Past the fountains is a gallery with beautiful columns decorated with multicolored stone loaches. The Arab women in the long black dresses contrasting against the white are slowly moving inside the Mosque. At this moment you completely forget that it is the twenty first century. There are girls smoothly walking along the columns: slim, tall and absolutely covered just like thousands of years ago. This continuity of generations brings a pleasant response deep inside. Just for a bit I can be one of them covered in light black silk: gorgeous and mysterious, tempting and inaccessible. I follow them.

I study the details of the inner court. White marble floors with the stone flower inclusions. Expensive stone lianas are wrapped around walls and columns. Amazing mosaics, stained-glass, and stucco work are everywhere...

Thumb grand mosque

In front of the main entrance I take off my shoes as it is prescribed by the Islamic canons.
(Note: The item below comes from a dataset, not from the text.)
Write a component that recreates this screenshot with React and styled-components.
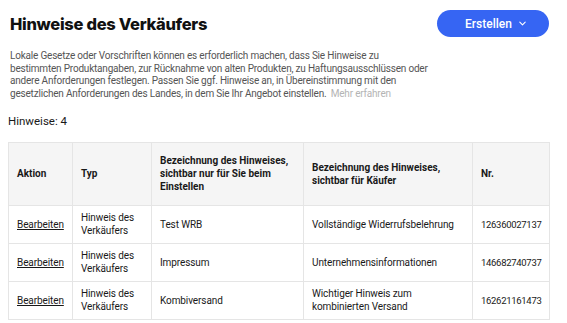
import React from "react";
import styled, { createGlobalStyle } from "styled-components";

const rows = [
  { typ: "Hinweis des Verkäufers", intern: "Test WRB", kaeufer: "Vollständige Widerrufsbelehrung", nr: "126360027137" },
  { typ: "Hinweis des Verkäufers", intern: "Impressum", kaeufer: "Unternehmensinformationen", nr: "146682740737" },
  { typ: "Hinweis des Verkäufers", intern: "Kombiversand", kaeufer: "Wichtiger Hinweis zum kombinierten Versand", nr: "162621161473" },
];

const App = () => {
  return (
    <>
      <GlobalStyle />
      <Page>
        <Header>
          <Titel>Hinweise des Verkäufers</Titel>
          <Button>
            Erstellen
            <svg width="9" height="9" viewBox="0 0 10 10" fill="none">
              <path d="M2 3.5l3 3 3-3" stroke="#fff" strokeWidth="1.2" strokeLinecap="round" strokeLinejoin="round" />
            </svg>
          </Button>
        </Header>
        <Text>
          Lokale Gesetze oder Vorschriften können es erforderlich machen, dass Sie Hinweise zu<br />
          bestimmten Produktangaben, zur Rücknahme von alten Produkten, zu Haftungsausschlüssen oder<br />
          andere Anforderungen festlegen. Passen Sie ggf. Hinweise an, in Übereinstimmung mit den<br />
          gesetzlichen Anforderungen des Landes, in dem Sie Ihr Angebot einstellen. <Mehr>Mehr erfahren</Mehr>
        </Text>
        <Anzahl>Hinweise: 4</Anzahl>
        <Tabelle>
          <colgroup>
            <col style={{ width: 64 }} />
            <col style={{ width: 79 }} />
            <col style={{ width: 152 }} />
            <col style={{ width: 169 }} />
            <col style={{ width: 77 }} />
          </colgroup>
          <thead>
            <tr>
              <Th>Aktion</Th>
              <Th>Typ</Th>
              <Th>Bezeichnung des Hinweises, sichtbar nur für Sie beim Einstellen</Th>
              <Th>Bezeichnung des Hinweises, sichtbar für Käufer</Th>
              <Th>Nr.</Th>
            </tr>
          </thead>
          <tbody>
            {rows.map((r) => (
              <tr key={r.nr}>
                <Td><Link href="#">Bearbeiten</Link></Td>
                <Td>{r.typ}</Td>
                <Td>{r.intern}</Td>
                <Td $wide>{r.kaeufer}</Td>
                <Td $num>{r.nr}</Td>
              </tr>
            ))}
          </tbody>
        </Tabelle>
      </Page>
    </>
  );
};

const GlobalStyle = createGlobalStyle`
  body {
    margin: 0;
    background: #fff;
    font-family: Roboto, "Open Sans", sans-serif;
    color: #191919;
    overflow: hidden;
  }
`;

const Page = styled.div`
  padding: 10px 18px 0 8px;
`;

const Header = styled.div`
  display: flex;
  justify-content: space-between;
  align-items: center;
  padding-left: 2px;
  height: 27px;
`;

const Titel = styled.h1`
  margin: 0;
  font-family: Inter, sans-serif;
  font-size: 16.5px;
  font-weight: 800;
  letter-spacing: -0.3px;
  color: #111;
`;

const Button = styled.button`
  width: 112px;
  height: 27px;
  border: none;
  border-radius: 14px;
  background: #3665f3;
  color: #fff;
  font-family: Roboto, sans-serif;
  font-size: 12px;
  font-weight: 500;
  display: flex;
  align-items: center;
  justify-content: center;
  gap: 6px;
  padding: 0 0 0 6px;
`;

const Text = styled.p`
  margin: 13px 0 0 2px;
  font-size: 10px;
  line-height: 12.7px;
  letter-spacing: -0.2px;
  color: #555;
  white-space: nowrap;
`;

const Mehr = styled.span`
  color: #b4b4b4;
  margin-left: 2px;
`;

const Anzahl = styled.div`
  margin-top: 13px;
  font-size: 11.5px;
  color: #191919;
`;

const Tabelle = styled.table`
  margin-top: 14px;
  border-collapse: collapse;
  width: 541px;
  table-layout: fixed;
  border: 1px solid #e5e5e5;
`;

const Th = styled.th`
  background: #f5f5f5;
  height: 62px;
  padding: 0 8px;
  text-align: left;
  font-size: 10px;
  line-height: 13px;
  font-weight: 700;
  color: #191919;
  border: 1px solid #e5e5e5;
`;

const Td = styled.td`
  height: 37px;
  padding: 0 ${(p) => (p.$wide ? "14px" : "8px")} 0 8px;
  font-size: ${(p) => (p.$num ? "9.5px" : "10px")};
  line-height: 13px;
  letter-spacing: ${(p) => (p.$num ? "-0.3px" : "-0.1px")};
  color: #191919;
  border: 1px solid #e5e5e5;
  vertical-align: middle;
  white-space: ${(p) => (p.$num ? "nowrap" : "normal")};
`;

const Link = styled.a`
  color: #191919;
  text-decoration: underline;
`;

export default App;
You can enter a mosque same as a house only with clean bare feet. The shoes are to be left in one of the sections of a small rack. In a short distance there is a place to wash the feet before the pray.

And finally I’m inside the Mosque. Here is lots of light. My attention is drawn to a transparent ornament made of sky blue crystal. I am walking barefoot across the Persian carpets with a flower pattern as if across a vast meadow. Under my feet there is green pile, very soft and spongy just like moss. This carpet is in the Guinness book being the largest Persian carpet in the world.

Here there is another dazzling object: the largest crystal chandelier in the world that decorates the main hall of the Mosque. Just as all of the Emirates it combines the traditions and the most up-to-date technologies. Made of precious materials the chandelier is all penetrated with optical fiber. Hence the diamond sparkling effect: thousand of lights turn on at different times and smoothly go off.

Here on a high Qibla wall with the Arabic calligraphic ornamental script on it ninety nine names of Allah from the Quran are written. The work was done by the Emirates master Mohammed Mandi Al Tamimi. Nearby I see Muslim men. They unfold small rugs for praying.

For some time I keep walking along the giant columns supporting the high vaults of the Mosque. Don’t want to leave this beauty. Keep thinking: “Everything is made with such love! The Almighty must be happy with such gift”. Finally I exit.

It’s getting dark already. Soon the street lights will turn on, the cannons will sound – a daily Arabic ritual and the Grand Mosque will be painted in all colors of the rainbow with the art illumination. But I will see it next time, when I return to Abu Dhabi. And now it’s time to go home to Dubai.

Some numbers and facts

The Sheik Zayed Grand Mosque was officially opened at Ramadan in 2007.

The Grand Mosque in Abu Dhabi is able to accommodate 40,000 worshippers simultaneously.

The main prayer hall is designed for 7,000 worshippers. Two rooms next to the main prayer hall can accommodate 1,500 people each. One of these rooms is intended only for women.

The Mosque has 1,000 columns and 82 domes. The main dome weighs 1,000 tons and is the largest temple dome in the world. The Mosque has 80 Iznik panels: skillfully decorated ceramic tiles.

The carpet laid over such a vast space is the largest carpet in the world. It was made by the Iran Carpets Company based on the design by the Iranian artist Ali Khaliqi. The carpet’s total area is 5,627 square meters; it was made by approximately 1,200 weavers, 20 technical groups and 30 workers. The weight of this carpet is 47 tons: 35 tons of wool and 12 tons of cotton. The carpet structure contains 2,268,000 nodes.

Altogether the Sheik Zayed Mosque has seven copper gold-plated chandeliers imported from Germany. The largest chandelier is 10-meters in diameter and has a height of 15 meters.